The Metaverse as an Attention Economy

Recently, the metaverse has received a lot of attention. People spend more time in virtual environments than ever before, various businesses are entering the space and the media regularly report on the matter. Nonetheless, most metaverse discussions only revolve around the related visualization technologies (e.g., Augmented/Virtual Reality) and the underlying economics are often overlooked.

The metaverse itself isn’t simply about the visualization of 3D environments. Instead, it’s much more about the social and economic interactions that are enabled by shared virtual worlds through the internet. The economies that grow from these interactions can be described as “attention economies” where commercially-motivated investors compete over the eyeballs of users. The main goal is to attract (potential) customers through immersive, interactive scenes. Non-commercial land use is essentially non-existent because avatars don’t need food or shelter, and virtual goods are created by developers and designers in the physical world as opposed to factories in the virtual domain. Thus, investors may be especially interested in acquiring virtual land that attracts a lot of users.

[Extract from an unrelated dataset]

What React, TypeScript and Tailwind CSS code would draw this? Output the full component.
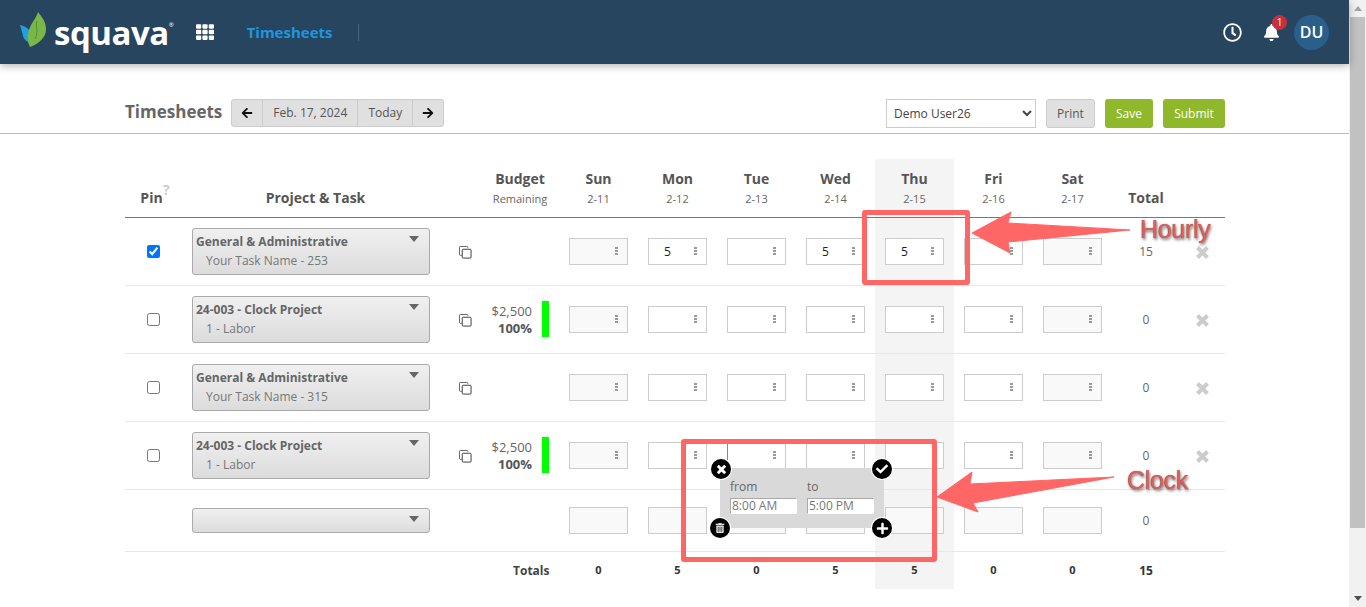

On the Choice of the Virtual World

Similar to websites, businesses can create and host their own virtual worlds. However, if they want to benefit from potential spillover effects of other businesses or communities, they have strong incentives to build a presence on the most dominant platforms. This is very similar to agglomeration economies in the physical world or network effects on social media platforms.

The past has shown that platform economies are prone to rent extraction and unilateral rule changes by the operator. This can lead to severe hold-up problems where third-parties fear this position of power, and thus, don’t engage in the platform at all. This could lead to secondary effects which undermine the platform’s value as an attention economy. If only a handful of businesses engage in a virtual world, they will potentially attract a lower number of users. For these reasons, businesses shouldn’t only consider the number of active users when deciding on building a presence in a specific virtual world, but also the underlying governance structure.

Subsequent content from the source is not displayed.